I cut up the cauliflower and tossed it in olive oil and spices.  Then I roasted it for about 40 minutes. I cooked it longer than the recipe called for because I think the more roasted the better.  My cauliflower was not crunchy but it wasn't mushy either. 

While the cauliflower was roasting I sauteed the onion in some olive oil and then added the minced garlic once the onion was soft and translucent.  I cooked that for a bit and then tossed in the chopped up sweet potato.  I added about 3 cups of water and 1/2 cup of the Chardonnay I was planning to have with the soup.    I added some salt and pepper and some red pepper flakes.  I brought it to a boil then reduced the heat and let it cook until the sweet potato was soft - probably 30 minutes.  

When the sweet potato was done, I scooped out about a cup of veggies and then tossed a little more than half of my roasted cauliflower into the pot.  I used the immersion blender to puree that.  It came out thick and creamy.  I tasted it and decided it needed a splash of sherry.  Then I tossed the reserved veggies and remaining cauliflower back in.  I served it with crackers and Chardonnay.

Verdict: Delicious!
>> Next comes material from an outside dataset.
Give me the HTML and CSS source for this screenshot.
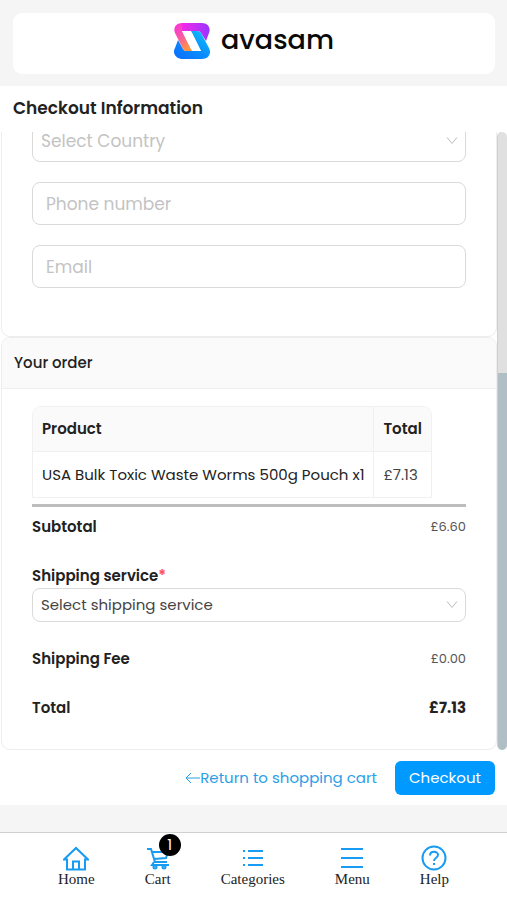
FILE: index.html
```html
<!DOCTYPE html>
<html lang="en">
<head>
<meta charset="utf-8">
<meta name="viewport" content="width=device-width, initial-scale=1">
<title>Checkout Information</title>
<link rel="stylesheet" href="styles.css">
</head>
<body>
<header class="top">
  <a class="brand" href="#" aria-label="avasam home">
    <svg class="brand-mark" viewBox="0 0 36 36" aria-hidden="true">
      <defs>
        <linearGradient id="g1" x1="0" y1="0.3" x2="1" y2="0.3"><stop offset="0" stop-color="#f62ae6"/><stop offset="1" stop-color="#9a35ff"/></linearGradient>
        <linearGradient id="g2" x1="0" y1="1" x2="1" y2="0"><stop offset="0" stop-color="#0a6cff"/><stop offset="0.5" stop-color="#0a8eff"/><stop offset="1" stop-color="#12c8f5"/></linearGradient>
        <linearGradient id="g3" x1="0" y1="0" x2="0.6" y2="1"><stop offset="0" stop-color="#fb2be4"/><stop offset="0.5" stop-color="#f857a8"/><stop offset="1" stop-color="#ff9440"/></linearGradient>
      </defs>
      <path fill="url(#g1)" d="M7 0h21c6 0 9 5 7 10l-3 8-5-8q-1-2-4-2H7z"/>
      <path fill="url(#g2)" d="M17 8h6q3 0 4 2l8 15c3 6-1 11-7 11H8c-6 0-10-6-7-11l3-8 5 9q1 2 3 2h15z"/>
      <path fill="url(#g3)" d="M8 0C2 0-1 5 1 10l8 16q1 2 3 2h6L8 8z"/>
      <path fill="#fff" d="M8 8h6q3 0 4 2l9 18h-6q-3 0-4-2z"/>
    </svg>
    <span class="brand-name">avasam</span>
  </a>
</header>

<h1 class="title">Checkout Information</h1>

<main class="scroller">
  <form class="content" id="checkout">
    <section class="panel details">
      <div class="select">
        <select class="placeholder" aria-label="Country"><option>Select Country</option></select>
        <svg class="chevron" viewBox="0 0 12 12" aria-hidden="true"><path d="M1 2.500l5 6 5-6"/></svg>
      </div>
      <input class="field" type="tel" placeholder="Phone number" aria-label="Phone number">
      <input class="field" type="email" placeholder="Email" aria-label="Email">
    </section>

    <section class="panel">
      <h2 class="panel-head">Your order</h2>
      <div class="order">
        <table class="items">
          <thead><tr><th>Product</th><th>Total</th></tr></thead>
          <tbody><tr><td>USA Bulk Toxic Waste Worms 500g Pouch x1</td><td class="price">£7.13</td></tr></tbody>
        </table>
        <hr class="rule">
        <div class="row"><strong>Subtotal</strong><span class="amount">£6.60</span></div>
        <div class="shipping">
          <label for="service">Shipping service<span class="required">*</span></label>
          <div class="select">
            <select id="service"><option>Select shipping service</option></select>
            <svg class="chevron" viewBox="0 0 12 12" aria-hidden="true"><path d="M1 2.500l5 6 5-6"/></svg>
          </div>
        </div>
        <div class="row"><strong>Shipping Fee</strong><span class="amount">£0.00</span></div>
        <div class="row total"><strong>Total</strong><strong>£7.13</strong></div>
      </div>
    </section>
  </form>
  <div class="track" aria-hidden="true"><div class="thumb"></div></div>
</main>

<div class="actions">
  <a class="back" href="#"><svg class="arrow" viewBox="0 0 15 12" aria-hidden="true"><path d="M15 6H1M6 1L1 6l5 5"/></svg>Return to shopping cart</a>
  <button class="checkout" type="submit" form="checkout">Checkout</button>
</div>

<nav class="tabs">
  <a href="#"><svg class="icon" viewBox="0 0 26 26" aria-hidden="true"><path d="M1 14.500L13 3l12 11.500H22V24.500H4V14.500zM10 24.500v-8h6v8"/></svg>Home</a>
  <a href="#"><svg class="icon" viewBox="0 0 26 26" aria-hidden="true"><path d="M2 4h4l4 13h12M7 7h16l-2 6-12 1M9 17l-2 3h17"/><circle cx="10" cy="22" r="1.500"/><circle cx="19" cy="22" r="1.500"/></svg>Cart<span class="badge">1</span></a>
  <a href="#"><svg class="icon" viewBox="0 0 26 26" aria-hidden="true"><path d="M8 6h15M8 13h15M8 20h15M3 6h2M3 13h2M3 20h2"/></svg>Categories</a>
  <a href="#"><svg class="icon" viewBox="0 0 26 26" aria-hidden="true"><path d="M2 4h22M2 13h22M2 22h22"/></svg>Menu</a>
  <a href="#"><svg class="icon" viewBox="0 0 26 26" aria-hidden="true"><circle cx="13" cy="13" r="11.500"/><path d="M9 10.500c0-5 8-5 8-.5 0 3-4 2.500-4 6M13 18v2"/></svg>Help</a>
</nav>
</body>
</html>
```
FILE: styles.css
```css
* { box-sizing: border-box; }

body {
  margin: 0;
  height: 100vh;
  display: flex;
  flex-direction: column;
  background: #fff;
  color: #222;
  font: 15px/24px Poppins, "Open Sans", sans-serif;
}

a { text-decoration: none; }

.top {
  padding: 13px 12px 12px 13px;
  background: #f5f5f5;
}

.brand {
  display: flex;
  justify-content: center;
  align-items: center;
  gap: 11px;
  padding: 10px 0 15px;
  border-radius: 9px;
  background: #fff;
  color: #090909;
}

.brand-mark { width: 36px; height: 36px; }

.brand-name {
  font: 500 27px/30px Poppins, Lato, sans-serif;
  padding-bottom: 2px;
}

.title {
  margin: 0;
  padding: 10px 13px 12px;
  font-size: 17px;
  line-height: 24px;
  font-weight: 600;
}

.scroller {
  flex: 1;
  min-height: 0;
  display: flex;
  overflow: hidden;
}

.content {
  flex: 1;
  min-width: 0;
  display: flex;
  flex-direction: column;
  justify-content: flex-end;
  padding-left: 1px;
}

.panel {
  flex: none;
  border: 1px solid #ededed;
  border-radius: 9px;
  overflow: hidden;
}

.details {
  display: flex;
  flex-direction: column;
  gap: 20px;
  padding: 20px 30px 48px;
}

.field, .select select {
  width: 100%;
  border: 1px solid #d9d9d9;
  border-radius: 8px;
  background: #fff;
  color: #444;
  font: inherit;
}

.field {
  height: 43px;
  padding: 0 13px;
  font-size: 17px;
}

.field::placeholder { color: #c3c3c3; opacity: 1; }

.select { position: relative; }

.select select {
  display: block;
  height: 34px;
  padding: 0 32px 0 8px;
  appearance: none;
}

.select .placeholder {
  height: 43px;
  color: #c3c3c3;
  font-size: 17px;
}

.chevron {
  position: absolute;
  right: 8px;
  top: 50%;
  width: 12px;
  height: 12px;
  margin-top: -6px;
  fill: none;
  stroke: #bbb;
}

.panel-head {
  margin: 0;
  padding: 13px 12px;
  border-bottom: 1px solid #f0f0f0;
  background: #fafafa;
  font-size: 15px;
  line-height: 24px;
  font-weight: 500;
}

.order { padding: 17px 30px 29px; }

.items {
  border: 1px solid #f0f0f0;
  border-radius: 9px 9px 0 0;
  border-spacing: 0;
  overflow: hidden;
}

.items th, .items td {
  height: 45px;
  padding: 0 9px;
  text-align: left;
  white-space: nowrap;
}

.items th { background: #fafafa; font-weight: 600; border-bottom: 1px solid #f0f0f0; }
.items th + th, .items td + td { border-left: 1px solid #f0f0f0; }
.items .price { color: #444; }

.rule {
  height: 3px;
  margin: 6px 0 8px;
  border: 0;
  background: #bdbdbd;
}

.row {
  display: flex;
  justify-content: space-between;
  align-items: center;
}

.row strong, .shipping label { font-weight: 600; }
.row.total strong:last-child { font-weight: 700; }

.amount { color: #555; font-size: 13px; }

.shipping { margin: 25px 0; }
.shipping label { display: block; }
.required { color: #ff4d4f; }
.total { margin-top: 25px; }

.track {
  width: 10px;
  border-radius: 5px;
  background: #e0e0e0;
  border-left: 1px solid #d0d0d0;
  overflow: hidden;
  display: flex;
  flex-direction: column;
  justify-content: flex-end;
}

.thumb { height: 61%; background: #b0bec5; }

.actions {
  display: flex;
  justify-content: flex-end;
  align-items: center;
  gap: 18px;
  padding: 11px 12px 10px;
}

.back { color: #2c9ee8; display: flex; align-items: center; }
.arrow { width: 15px; height: 12px; fill: none; stroke: #2c9ee8; }

.checkout {
  padding: 5px 14px;
  border: 0;
  border-radius: 6px;
  background: #0099ff;
  color: #fff;
  font: inherit;
}

.tabs {
  display: flex;
  justify-content: center;
  gap: 50px;
  padding: 12px 0;
  border-top: 1px solid #d0d0d0;
  background: #fff;
  box-shadow: 0 -27px 0 #f5f5f5;
  margin-top: 27px;
}

.tabs a {
  position: relative;
  display: flex;
  flex-direction: column;
  align-items: center;
  color: #222;
  font: 15px/17px "Liberation Serif", serif;
}

.icon { width: 26px; height: 26px; fill: none; stroke: #189bf2; stroke-width: 2; }

.badge {
  position: absolute;
  top: -11px;
  left: 14px;
  width: 22px;
  height: 22px;
  border-radius: 50%;
  background: #000;
  color: #fff;
  font: 15px/22px Poppins, "Open Sans", sans-serif;
  text-align: center;
}
```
Especially with a dollop of yogurt on the top.

Changes:  Next time I might add more liquid, both water and wine.  And I'll chop the reserved veggies to be smaller bites.  Other than that, I wouldn't change a thing.

Friday, October 5, 2012

Teaching Is Hard Work

This blog has become mostly recipes but today I'm inserting a long note about teaching because I think it needs to be said.

Teaching is hard work. You may think you already know that.  I thought I already knew that.  But you just need to go teach for one day to understand that you probably have no clue just how really hard it is.  And I'm not even a teacher.  I'm a sub, or as they call us these days, a guest teacher.  I don't have to make lesson plans or grade work or talk to parents.  I don't have to create special plans for students with learning disabilities or deal with the really bad discipline problems.  I just go in for the day and do what ever the teacher asks me to do.  Most teachers understand that I haven't got a clue where they are in the schedule and so they give me the "easy stuff."  I've given spelling tests and I've helped with reading, writing and social studies work sheets.  I lead singing or read to the class.  I  make sure the students line up and get to recess, lunch or special classes.

And with only that, I recognize that every single teacher, even the 'poor performing' ones are WAY underpaid.  I am retired now but I was very good at my job.  I was a computer programmer and then an instructor and also a customer services specialist.  I'm really, really good at customer service and I earned a very decent salary.  And I deserved every dollar.  But I made more money than most teachers do and I wouldn't do their job full time  for twice as much as I made.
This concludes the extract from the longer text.